DHS is Making Friends

U.S. Department of Homeland Security Announces Partnership with Carnegie Mellon

So Tom Ridge finally created US-CERT -- like this was some new idea. Network people have been screaming and begging for something like this for years. I know I've been looking for something like this for a looooooong time.

It would be great to be able to plug into some central repository to know what's going on elsewhere and have time to brace/prepare for the impact. By the time it hits the media, network people already know about it. The best site we have right now is the Symantec Security Response site. It's a good site, but very vague regarding statistics. Their categories consist of Low, Medium, and High. They tell you how widespread the distribution is and how fast it's spreading. They also give information on removal tools and a link to update the virus definitions. This is very useful, but we need more.

The Army has ACERT, the Air Force has AFCERT and now the country has US-CERT. From my experience with ACERT and AFCERT, the information is usually much more specific regarding the effects on current systems. I hope the US-CERT will be able to follow suit, but I have my doubts. Some of this is due to the nature of the beast.

With DoD networks, admins are required to report incidents. Because of this requirement, the military CERTs know the impact of the attack on their respective networks. Getting the cooperation of civilian companies in a similar manner is not going to be easy.

It's not that the civilian companies are just difficult prima donnas. They have a number of constraints that don't affect military units. One of those constraints is that they have to make a profit. Military units don't have that problem. If they report an incident, their stock doesn't plummet.

The US-CERT is going to have to convince companies that they can benefit by disclosing information. This will not be easy. Regulations will not be enough. It will require the US-CERT to build trust with corporations. It will also require them to build trust with the user base. Home users will have to be convinced that their privacy will not be compromised by reporting an incident. THAT's going to take a huge PR campaign.

This is why it hasn't been done yet. If it were possible through cooperation or cajoling, some company would have already sprung up to create this resource and made a handsome profit from it. The privacy concerns are crucial to the success of this endeavor. Imagine being a company like Pepsi that finds out Coke was hacked or taken down by the latest mass-mailing worm. Do you think they wouldn't make a grand marketing campaign out of that? Not to mention the possibility of corporate espionage during that juicy time when they are down and ripe for an alternate method of attack.

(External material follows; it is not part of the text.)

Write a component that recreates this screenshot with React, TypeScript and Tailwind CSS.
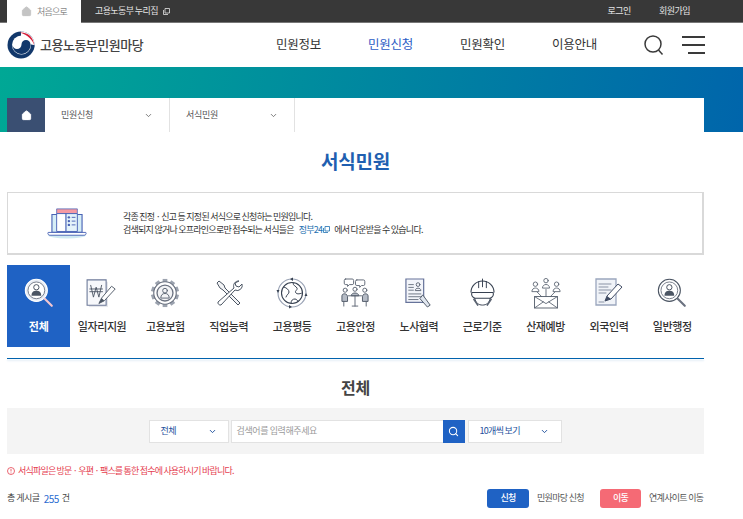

And the reporting process itself has to be carefully reviewed. The military CERTs can be assured that if an admin reports an incident, there is one. Imagine the embarassment of the US-CERT if it was duped into action by bogus reports. They could easily be swamped with calls from people reporting that they found Jdbgmgr.exe on their "infected" computers. And if there was a hoax like that circulating at the same time as a *real* worm, people trying to report the real worm might not be able to get through to report it.

Still, it's a first step in the right direction. Hopefully, they take enough steps in the same direction to make the US-CERT effective and useful.

Oh...and if you do follow the link at the top and read the article... The worm that caused the creation of CERT that they're talking about is the Robert Morris worm.

On November 2, 1988, Robert Morris, Jr., a graduate student in Computer Science at Cornell, wrote an experimental, self-replicating, self-propagating program called a worm and injected it into the Internet. ... The program took advantage of a hole in the debug mode of the Unix sendmail program, which runs on a system and waits for other systems to connect to it and give it email, and a hole in the finger daemon fingerd, which serves finger requests.

It was not the first worm, but it was the first one that garnered such widespread media attention. For a history of worms see the NCSU site.